Given task> Take every line that has the string "React" and copy it out.

Dataset section>
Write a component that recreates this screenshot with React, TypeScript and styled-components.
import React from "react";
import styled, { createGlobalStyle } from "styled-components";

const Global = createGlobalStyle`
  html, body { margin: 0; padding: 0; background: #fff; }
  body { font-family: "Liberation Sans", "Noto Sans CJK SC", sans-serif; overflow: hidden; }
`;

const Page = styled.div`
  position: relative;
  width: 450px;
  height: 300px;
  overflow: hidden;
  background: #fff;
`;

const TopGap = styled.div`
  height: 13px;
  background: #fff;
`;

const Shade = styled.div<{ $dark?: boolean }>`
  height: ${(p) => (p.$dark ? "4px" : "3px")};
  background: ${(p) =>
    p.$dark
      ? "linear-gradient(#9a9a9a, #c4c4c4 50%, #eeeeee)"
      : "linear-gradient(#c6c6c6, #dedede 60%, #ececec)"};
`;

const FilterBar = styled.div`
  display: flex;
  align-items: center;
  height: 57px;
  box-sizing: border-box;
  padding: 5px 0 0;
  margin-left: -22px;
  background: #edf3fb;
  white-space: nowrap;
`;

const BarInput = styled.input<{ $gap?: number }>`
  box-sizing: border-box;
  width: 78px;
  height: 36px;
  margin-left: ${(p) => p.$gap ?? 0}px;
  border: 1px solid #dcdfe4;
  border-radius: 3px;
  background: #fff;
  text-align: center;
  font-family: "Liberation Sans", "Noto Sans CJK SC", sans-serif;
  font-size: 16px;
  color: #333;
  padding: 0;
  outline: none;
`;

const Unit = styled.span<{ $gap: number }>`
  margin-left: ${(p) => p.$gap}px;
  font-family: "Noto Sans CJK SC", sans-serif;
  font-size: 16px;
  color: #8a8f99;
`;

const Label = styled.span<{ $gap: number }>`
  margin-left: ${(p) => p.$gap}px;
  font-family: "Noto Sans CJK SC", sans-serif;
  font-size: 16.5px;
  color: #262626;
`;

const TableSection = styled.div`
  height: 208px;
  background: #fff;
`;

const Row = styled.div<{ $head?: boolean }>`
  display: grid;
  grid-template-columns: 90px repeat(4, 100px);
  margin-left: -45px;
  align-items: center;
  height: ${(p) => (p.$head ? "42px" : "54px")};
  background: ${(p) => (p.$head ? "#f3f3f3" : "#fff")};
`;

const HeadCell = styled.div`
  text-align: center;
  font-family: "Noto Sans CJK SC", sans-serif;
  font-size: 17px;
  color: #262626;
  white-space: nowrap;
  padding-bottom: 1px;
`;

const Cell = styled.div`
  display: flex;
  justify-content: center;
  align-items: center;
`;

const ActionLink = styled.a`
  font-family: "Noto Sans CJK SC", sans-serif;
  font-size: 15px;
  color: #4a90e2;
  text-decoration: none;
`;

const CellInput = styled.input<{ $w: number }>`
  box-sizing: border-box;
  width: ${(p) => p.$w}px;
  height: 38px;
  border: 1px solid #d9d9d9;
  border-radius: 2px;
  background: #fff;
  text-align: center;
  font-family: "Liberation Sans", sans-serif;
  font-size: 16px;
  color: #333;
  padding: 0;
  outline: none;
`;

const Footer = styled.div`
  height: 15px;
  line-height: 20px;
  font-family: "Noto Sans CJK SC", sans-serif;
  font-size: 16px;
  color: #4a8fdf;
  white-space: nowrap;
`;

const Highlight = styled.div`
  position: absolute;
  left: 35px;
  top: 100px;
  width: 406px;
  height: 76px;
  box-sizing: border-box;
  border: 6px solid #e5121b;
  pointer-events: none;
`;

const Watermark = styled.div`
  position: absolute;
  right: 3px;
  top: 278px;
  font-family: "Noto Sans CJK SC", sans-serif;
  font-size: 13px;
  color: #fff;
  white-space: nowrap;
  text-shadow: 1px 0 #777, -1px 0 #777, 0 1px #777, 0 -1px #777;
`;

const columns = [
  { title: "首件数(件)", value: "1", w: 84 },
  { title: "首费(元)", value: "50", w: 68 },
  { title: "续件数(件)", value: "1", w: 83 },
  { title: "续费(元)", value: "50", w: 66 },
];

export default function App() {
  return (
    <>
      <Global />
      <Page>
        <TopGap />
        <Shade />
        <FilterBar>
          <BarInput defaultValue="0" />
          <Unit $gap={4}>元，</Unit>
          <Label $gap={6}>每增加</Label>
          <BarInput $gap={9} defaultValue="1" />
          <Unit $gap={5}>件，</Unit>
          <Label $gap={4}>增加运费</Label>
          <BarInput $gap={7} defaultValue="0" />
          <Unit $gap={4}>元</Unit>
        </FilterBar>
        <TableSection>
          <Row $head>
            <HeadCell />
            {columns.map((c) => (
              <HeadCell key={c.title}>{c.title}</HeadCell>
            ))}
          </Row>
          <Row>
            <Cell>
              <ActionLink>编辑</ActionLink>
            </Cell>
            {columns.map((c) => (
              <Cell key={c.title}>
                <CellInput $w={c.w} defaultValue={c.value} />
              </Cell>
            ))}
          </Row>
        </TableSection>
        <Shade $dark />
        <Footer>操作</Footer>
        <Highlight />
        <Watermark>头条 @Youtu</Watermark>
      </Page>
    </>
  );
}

Answer for the task>
Write a component that recreates this screenshot with React, TypeScript and styled-components.
import React from "react";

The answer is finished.